Schultz, 65, said he would dissolve his sports consulting firm by Sept. 1 to avoid potential conflicts of interest between personal and USOC affairs.

"It's a very interesting and very exciting challenge," Schultz said. "I think we have something very unique, with two Olympics going to be in our country in the next few years [the 1996 Summer Games in Atlanta and the 2002 Winter Games]. This is a window of opportunity we need to take advantage of."

Schultz said he probably would have withdrawn his candidacy had he not won Friday. He didn't intend to run for office but was urged to do so by Krimsky. "This is a labor of love because I'm at a point in my life where I don't need a job," he said. "This has been a kind of interesting process for me.
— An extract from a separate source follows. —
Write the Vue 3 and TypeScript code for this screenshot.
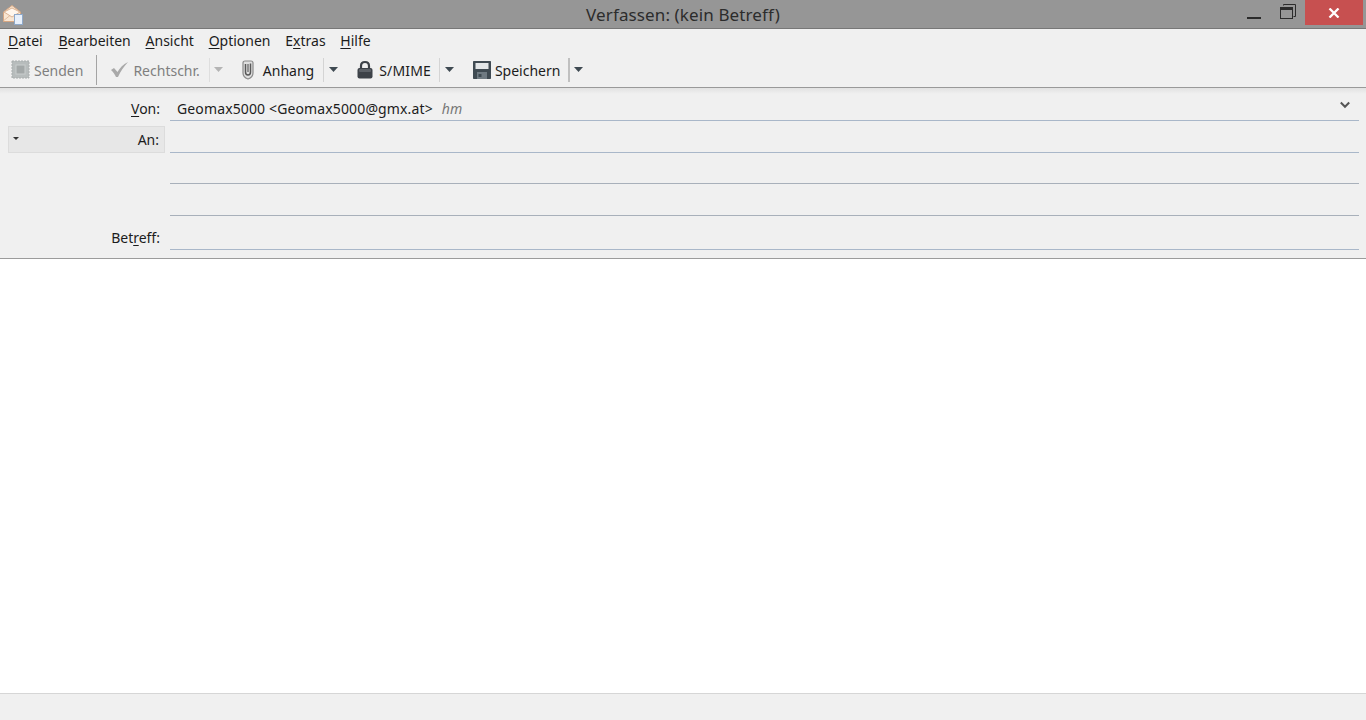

I think we've got a tremendous window of opportunity to do things not only nationally, but internationally. We want to create a much closer relationship between national governing bodies [of Olympic sports] and the USOC, a more harmonic relationship that will produce more things jointly."

Two other candidates appeared before the executive committee Friday. USOC officials would not identify them, but it is believed they were Mike Jacki, the former executive director of U.S. Skiing and USA Gymnastics, and Kenneth Burnley, a school superintendent in Colorado Springs. Walker said the search committee's recommendation of Schultz was "almost unanimous."

Walker, who staunchly supported Schultz, denied reports he would have resigned as head of the search committee--and perhaps as president of the USOC--if Schultz's election had been postponed or rejected Friday.

The search committee included former Olympic luger Bonny Warner, who said she sought out other athletes to determine their concerns and drew up a list of questions she described as "very long and very pointed." Some athletes, such as former Olympic wrestler Chris Campbell, had expressed doubt Schultz would heed their concerns based on Campbell's belief Schultz did little to promote athletes' rights during his NCAA tenure.

Warner, the Athletes Advisory Council's representative on the search committee, said Schultz "answered every single one of the questions. I was completely satisfied with Dick's answers and I'm very comfortable with his selection."